• _Task instructions_:
Copy each line that contains the word "this".

• _Information shown_:
────────────────────
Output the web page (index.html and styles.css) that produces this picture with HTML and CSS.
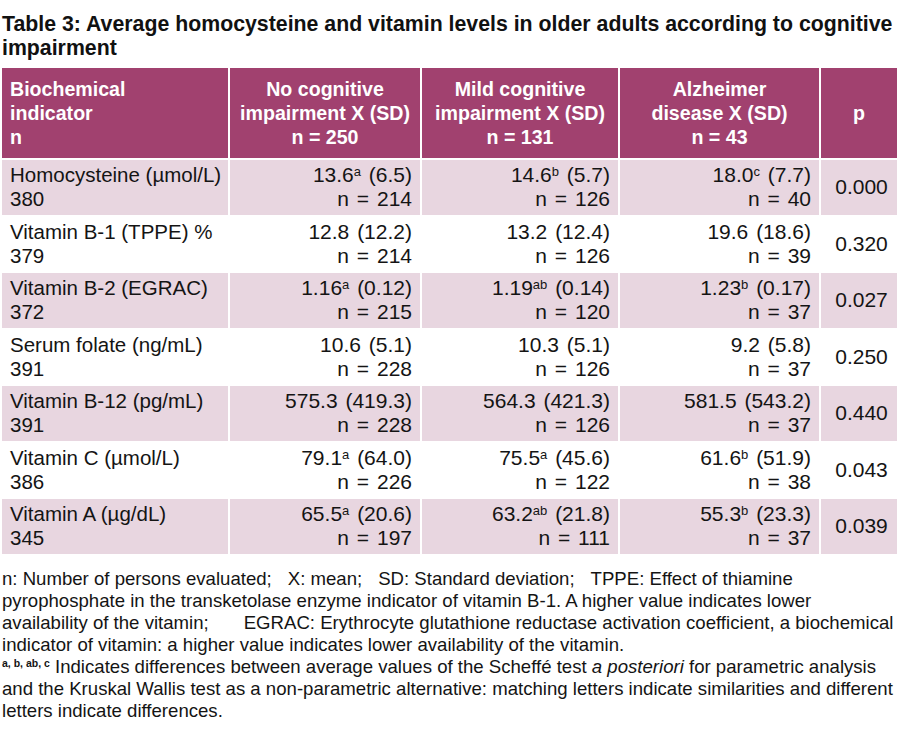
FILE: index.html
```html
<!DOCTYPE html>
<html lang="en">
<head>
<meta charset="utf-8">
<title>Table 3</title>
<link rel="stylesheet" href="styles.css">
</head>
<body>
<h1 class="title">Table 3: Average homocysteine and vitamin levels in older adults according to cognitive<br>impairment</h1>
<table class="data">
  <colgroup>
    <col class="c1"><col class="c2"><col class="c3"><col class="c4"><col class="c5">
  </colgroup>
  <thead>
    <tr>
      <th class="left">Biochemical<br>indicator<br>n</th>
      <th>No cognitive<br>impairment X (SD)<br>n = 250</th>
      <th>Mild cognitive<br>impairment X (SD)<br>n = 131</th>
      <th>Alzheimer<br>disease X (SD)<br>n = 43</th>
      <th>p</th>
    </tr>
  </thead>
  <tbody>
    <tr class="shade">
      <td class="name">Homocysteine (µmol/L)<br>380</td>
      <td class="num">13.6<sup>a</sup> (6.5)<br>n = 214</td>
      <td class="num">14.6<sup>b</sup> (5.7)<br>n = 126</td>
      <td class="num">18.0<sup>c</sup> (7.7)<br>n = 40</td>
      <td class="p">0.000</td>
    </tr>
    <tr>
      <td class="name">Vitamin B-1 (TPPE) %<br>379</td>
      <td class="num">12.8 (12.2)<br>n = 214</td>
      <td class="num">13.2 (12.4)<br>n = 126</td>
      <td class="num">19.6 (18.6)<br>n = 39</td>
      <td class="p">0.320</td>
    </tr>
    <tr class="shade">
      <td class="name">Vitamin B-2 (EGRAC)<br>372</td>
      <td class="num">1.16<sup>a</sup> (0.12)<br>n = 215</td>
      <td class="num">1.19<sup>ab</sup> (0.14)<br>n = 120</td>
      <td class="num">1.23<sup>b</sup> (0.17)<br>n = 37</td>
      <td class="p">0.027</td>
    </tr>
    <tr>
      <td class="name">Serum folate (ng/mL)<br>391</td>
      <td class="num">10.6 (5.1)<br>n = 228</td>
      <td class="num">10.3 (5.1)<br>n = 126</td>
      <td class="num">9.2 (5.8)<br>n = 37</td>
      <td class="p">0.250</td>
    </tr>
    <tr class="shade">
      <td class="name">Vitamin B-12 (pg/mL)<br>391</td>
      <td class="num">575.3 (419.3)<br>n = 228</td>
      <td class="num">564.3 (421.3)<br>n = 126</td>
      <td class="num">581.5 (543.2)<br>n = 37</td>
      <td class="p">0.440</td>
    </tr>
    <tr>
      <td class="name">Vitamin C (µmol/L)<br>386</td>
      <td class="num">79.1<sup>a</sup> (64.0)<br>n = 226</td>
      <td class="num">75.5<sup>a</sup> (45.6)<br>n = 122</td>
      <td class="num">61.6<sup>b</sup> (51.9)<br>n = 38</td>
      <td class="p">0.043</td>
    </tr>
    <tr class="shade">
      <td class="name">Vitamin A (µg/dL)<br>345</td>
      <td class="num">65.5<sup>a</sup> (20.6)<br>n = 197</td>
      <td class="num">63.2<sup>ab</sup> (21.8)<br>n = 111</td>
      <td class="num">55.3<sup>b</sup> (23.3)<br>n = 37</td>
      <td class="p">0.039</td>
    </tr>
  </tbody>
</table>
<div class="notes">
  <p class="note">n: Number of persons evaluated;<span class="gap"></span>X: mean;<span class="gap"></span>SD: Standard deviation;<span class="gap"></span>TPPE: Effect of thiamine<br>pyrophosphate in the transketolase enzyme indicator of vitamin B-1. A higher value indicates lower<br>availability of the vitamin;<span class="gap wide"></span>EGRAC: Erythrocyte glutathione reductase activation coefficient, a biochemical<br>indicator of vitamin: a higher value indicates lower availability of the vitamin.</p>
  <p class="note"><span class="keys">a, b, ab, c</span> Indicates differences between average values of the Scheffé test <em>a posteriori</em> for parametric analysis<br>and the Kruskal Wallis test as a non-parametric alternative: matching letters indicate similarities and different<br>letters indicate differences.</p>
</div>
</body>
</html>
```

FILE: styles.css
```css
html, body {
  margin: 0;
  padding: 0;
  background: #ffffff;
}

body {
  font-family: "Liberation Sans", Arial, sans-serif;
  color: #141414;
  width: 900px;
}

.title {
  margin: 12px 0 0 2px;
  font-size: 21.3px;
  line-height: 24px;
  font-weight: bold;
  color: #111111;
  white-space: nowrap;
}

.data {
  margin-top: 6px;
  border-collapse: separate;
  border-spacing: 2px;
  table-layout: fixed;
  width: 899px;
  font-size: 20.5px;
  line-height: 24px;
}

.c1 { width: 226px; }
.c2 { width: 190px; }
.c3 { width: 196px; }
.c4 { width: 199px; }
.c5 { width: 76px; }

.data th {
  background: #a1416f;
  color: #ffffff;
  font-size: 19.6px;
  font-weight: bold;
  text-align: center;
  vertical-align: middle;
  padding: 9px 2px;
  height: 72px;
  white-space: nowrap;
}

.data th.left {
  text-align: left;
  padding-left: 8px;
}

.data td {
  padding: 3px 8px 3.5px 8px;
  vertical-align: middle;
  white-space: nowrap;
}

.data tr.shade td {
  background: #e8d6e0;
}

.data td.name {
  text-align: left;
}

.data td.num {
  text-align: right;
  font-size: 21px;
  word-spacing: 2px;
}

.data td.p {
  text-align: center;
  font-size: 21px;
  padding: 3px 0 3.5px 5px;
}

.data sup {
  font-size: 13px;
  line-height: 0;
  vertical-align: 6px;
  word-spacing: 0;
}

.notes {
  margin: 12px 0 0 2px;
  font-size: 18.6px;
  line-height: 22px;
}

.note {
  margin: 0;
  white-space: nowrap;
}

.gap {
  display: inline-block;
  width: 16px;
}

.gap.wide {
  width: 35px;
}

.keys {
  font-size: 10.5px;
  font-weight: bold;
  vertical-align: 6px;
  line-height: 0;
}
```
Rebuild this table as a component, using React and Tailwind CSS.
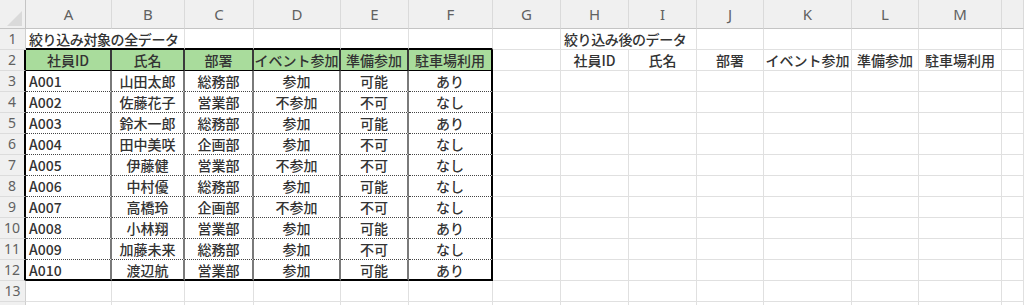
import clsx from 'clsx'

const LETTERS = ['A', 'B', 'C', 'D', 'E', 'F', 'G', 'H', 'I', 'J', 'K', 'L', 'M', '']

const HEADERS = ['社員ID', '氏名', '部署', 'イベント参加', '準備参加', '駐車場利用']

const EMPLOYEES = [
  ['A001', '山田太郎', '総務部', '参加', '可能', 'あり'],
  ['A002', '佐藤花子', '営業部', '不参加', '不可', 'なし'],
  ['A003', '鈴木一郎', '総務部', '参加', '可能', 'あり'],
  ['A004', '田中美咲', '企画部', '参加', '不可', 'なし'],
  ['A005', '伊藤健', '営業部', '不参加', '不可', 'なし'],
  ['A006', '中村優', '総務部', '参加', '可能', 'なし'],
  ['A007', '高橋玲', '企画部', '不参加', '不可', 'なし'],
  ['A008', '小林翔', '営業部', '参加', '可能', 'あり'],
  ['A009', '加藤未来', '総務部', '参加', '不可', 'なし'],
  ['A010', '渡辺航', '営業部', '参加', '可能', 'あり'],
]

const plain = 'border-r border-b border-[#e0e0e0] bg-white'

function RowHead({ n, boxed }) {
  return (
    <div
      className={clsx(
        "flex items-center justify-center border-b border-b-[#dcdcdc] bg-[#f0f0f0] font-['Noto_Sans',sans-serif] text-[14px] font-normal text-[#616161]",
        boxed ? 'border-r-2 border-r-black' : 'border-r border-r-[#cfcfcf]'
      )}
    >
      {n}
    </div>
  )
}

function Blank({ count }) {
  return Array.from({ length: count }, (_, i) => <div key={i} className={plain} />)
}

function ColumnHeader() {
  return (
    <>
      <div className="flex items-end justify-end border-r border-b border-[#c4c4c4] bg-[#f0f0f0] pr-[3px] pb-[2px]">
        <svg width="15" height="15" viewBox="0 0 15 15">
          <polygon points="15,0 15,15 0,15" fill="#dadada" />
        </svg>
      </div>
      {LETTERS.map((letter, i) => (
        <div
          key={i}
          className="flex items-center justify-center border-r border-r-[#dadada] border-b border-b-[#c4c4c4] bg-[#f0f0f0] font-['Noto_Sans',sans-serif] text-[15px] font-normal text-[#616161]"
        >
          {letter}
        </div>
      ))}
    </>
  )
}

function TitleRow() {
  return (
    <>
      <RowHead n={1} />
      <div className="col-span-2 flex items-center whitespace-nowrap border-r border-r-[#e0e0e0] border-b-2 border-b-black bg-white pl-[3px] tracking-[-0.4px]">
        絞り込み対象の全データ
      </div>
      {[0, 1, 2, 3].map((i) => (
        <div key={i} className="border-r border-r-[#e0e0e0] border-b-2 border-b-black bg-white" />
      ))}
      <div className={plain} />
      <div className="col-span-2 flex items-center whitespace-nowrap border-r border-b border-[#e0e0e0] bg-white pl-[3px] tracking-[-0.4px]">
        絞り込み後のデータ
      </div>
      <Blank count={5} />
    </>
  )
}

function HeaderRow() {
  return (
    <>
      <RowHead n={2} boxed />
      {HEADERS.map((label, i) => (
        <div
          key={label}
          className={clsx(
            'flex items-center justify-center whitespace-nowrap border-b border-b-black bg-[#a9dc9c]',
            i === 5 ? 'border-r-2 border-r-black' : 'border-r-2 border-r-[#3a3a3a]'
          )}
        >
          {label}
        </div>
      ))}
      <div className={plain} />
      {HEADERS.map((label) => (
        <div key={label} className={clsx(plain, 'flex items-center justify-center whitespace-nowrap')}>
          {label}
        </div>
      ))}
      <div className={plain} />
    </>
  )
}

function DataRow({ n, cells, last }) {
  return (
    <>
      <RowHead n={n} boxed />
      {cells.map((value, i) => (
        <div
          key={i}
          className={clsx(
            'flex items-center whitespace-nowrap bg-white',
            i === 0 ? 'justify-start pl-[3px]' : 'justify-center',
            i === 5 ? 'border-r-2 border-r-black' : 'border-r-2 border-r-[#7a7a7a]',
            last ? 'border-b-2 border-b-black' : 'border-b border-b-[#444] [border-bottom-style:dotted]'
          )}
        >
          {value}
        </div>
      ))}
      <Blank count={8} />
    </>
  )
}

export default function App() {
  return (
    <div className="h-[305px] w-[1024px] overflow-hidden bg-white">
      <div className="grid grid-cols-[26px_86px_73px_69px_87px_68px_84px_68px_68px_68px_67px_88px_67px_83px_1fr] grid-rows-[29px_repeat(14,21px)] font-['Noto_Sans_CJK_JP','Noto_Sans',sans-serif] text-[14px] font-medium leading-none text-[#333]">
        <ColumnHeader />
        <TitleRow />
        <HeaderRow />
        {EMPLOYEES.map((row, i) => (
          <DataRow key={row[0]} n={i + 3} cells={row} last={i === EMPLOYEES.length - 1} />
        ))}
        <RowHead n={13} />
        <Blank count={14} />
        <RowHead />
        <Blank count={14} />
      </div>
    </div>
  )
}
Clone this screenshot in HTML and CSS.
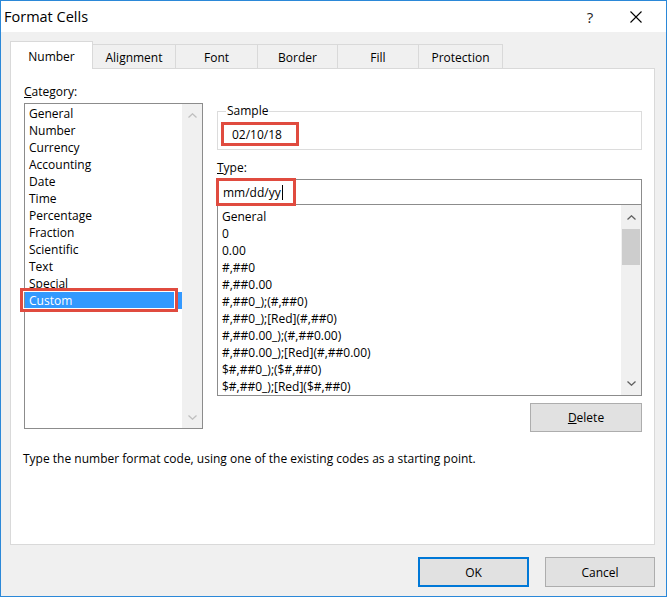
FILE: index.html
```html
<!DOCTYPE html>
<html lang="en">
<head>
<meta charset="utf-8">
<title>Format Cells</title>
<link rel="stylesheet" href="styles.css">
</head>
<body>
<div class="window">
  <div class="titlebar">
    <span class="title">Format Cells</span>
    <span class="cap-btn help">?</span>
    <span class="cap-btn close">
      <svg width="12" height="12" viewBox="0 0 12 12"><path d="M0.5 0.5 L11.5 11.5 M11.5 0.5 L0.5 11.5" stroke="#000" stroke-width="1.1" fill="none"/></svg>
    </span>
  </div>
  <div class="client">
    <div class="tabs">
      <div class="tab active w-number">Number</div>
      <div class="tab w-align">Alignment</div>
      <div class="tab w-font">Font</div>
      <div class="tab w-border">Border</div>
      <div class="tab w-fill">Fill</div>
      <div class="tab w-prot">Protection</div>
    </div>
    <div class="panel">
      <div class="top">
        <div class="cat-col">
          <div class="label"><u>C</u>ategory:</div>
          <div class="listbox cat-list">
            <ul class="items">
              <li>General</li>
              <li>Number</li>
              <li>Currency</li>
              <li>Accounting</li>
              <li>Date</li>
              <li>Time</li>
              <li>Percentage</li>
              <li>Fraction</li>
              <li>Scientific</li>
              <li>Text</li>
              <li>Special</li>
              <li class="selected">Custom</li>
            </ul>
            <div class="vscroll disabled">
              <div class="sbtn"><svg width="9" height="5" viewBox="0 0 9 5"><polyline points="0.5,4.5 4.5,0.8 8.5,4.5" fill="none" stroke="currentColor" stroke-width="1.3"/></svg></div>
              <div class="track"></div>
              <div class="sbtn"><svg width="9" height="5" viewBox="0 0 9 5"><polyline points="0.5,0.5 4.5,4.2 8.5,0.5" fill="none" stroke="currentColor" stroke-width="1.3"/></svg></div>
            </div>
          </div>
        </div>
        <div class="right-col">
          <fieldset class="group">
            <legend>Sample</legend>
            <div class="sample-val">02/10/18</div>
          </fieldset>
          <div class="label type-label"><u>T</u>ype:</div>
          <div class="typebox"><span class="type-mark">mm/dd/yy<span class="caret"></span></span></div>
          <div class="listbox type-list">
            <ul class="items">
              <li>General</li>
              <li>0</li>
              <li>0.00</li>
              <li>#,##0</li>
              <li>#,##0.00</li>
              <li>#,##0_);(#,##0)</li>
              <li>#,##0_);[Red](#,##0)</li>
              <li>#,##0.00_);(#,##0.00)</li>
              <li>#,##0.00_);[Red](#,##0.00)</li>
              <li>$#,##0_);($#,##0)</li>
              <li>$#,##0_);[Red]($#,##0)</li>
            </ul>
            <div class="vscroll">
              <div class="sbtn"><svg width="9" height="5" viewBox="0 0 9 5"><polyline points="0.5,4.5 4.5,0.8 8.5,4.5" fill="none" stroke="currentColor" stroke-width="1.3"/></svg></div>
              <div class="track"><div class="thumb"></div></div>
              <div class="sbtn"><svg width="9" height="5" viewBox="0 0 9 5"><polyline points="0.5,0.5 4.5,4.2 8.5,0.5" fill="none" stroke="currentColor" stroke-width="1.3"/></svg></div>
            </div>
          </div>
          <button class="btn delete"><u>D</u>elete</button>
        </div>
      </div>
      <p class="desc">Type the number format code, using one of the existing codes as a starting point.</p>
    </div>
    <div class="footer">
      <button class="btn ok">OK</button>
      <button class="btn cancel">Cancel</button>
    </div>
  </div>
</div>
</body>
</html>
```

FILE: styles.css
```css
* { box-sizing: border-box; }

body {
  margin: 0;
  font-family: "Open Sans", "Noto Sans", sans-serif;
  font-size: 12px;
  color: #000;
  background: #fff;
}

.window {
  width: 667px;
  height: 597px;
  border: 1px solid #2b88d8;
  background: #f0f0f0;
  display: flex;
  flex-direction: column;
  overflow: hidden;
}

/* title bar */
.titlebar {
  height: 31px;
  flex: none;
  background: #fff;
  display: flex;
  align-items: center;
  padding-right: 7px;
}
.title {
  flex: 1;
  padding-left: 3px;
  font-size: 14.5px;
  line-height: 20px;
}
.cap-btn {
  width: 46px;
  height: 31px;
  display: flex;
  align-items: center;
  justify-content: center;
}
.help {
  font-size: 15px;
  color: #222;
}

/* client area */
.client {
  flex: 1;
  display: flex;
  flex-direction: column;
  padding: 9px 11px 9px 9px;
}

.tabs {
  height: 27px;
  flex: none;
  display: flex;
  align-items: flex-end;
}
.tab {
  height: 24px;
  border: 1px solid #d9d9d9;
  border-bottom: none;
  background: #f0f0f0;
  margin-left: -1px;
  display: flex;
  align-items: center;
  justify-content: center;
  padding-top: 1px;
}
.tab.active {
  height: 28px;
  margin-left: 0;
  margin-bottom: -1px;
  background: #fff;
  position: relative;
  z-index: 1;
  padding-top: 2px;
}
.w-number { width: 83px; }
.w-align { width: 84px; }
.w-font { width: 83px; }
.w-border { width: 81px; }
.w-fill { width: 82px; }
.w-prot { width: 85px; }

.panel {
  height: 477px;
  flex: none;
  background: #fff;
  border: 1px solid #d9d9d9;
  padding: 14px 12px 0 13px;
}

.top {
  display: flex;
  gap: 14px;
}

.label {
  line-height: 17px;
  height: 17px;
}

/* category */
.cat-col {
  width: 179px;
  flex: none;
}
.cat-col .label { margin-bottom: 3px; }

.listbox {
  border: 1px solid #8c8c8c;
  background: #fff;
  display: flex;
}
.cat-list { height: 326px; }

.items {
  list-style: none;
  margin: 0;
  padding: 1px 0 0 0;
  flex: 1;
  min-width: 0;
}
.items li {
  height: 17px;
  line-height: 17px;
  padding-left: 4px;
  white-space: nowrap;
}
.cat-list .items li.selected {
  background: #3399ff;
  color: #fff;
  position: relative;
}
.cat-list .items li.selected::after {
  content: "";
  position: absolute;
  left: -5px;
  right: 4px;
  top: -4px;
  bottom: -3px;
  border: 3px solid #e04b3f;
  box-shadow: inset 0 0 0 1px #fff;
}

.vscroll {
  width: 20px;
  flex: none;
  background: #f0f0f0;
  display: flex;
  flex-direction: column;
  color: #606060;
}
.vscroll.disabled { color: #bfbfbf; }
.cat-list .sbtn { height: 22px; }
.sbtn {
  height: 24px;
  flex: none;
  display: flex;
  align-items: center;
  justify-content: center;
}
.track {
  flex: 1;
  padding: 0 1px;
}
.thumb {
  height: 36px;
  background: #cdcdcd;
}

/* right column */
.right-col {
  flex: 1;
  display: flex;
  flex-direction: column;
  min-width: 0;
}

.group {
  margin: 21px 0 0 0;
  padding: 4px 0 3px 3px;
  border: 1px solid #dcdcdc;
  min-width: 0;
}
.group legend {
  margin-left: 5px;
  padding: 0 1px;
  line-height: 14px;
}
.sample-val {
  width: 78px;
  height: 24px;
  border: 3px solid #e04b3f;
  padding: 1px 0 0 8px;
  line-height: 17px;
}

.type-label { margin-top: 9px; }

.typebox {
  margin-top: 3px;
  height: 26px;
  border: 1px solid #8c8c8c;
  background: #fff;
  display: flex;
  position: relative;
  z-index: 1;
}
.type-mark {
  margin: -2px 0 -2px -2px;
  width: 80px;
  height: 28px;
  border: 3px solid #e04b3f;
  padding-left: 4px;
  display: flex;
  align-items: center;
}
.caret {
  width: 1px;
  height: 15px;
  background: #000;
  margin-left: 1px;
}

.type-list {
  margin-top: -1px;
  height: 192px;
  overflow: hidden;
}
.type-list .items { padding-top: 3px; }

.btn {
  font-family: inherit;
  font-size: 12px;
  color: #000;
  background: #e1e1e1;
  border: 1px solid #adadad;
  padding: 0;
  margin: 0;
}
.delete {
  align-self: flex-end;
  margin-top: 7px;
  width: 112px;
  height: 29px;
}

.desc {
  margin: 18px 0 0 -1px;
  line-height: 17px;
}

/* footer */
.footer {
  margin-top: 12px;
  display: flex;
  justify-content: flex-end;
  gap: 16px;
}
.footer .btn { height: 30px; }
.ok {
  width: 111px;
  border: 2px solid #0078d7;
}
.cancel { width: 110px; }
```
────────────────────
• _Correct output_:
Output the web page (index.html and styles.css) that produces this picture with HTML and CSS.
Rebuild this table as a component, using React and Tailwind CSS.
Clone this screenshot in HTML and CSS.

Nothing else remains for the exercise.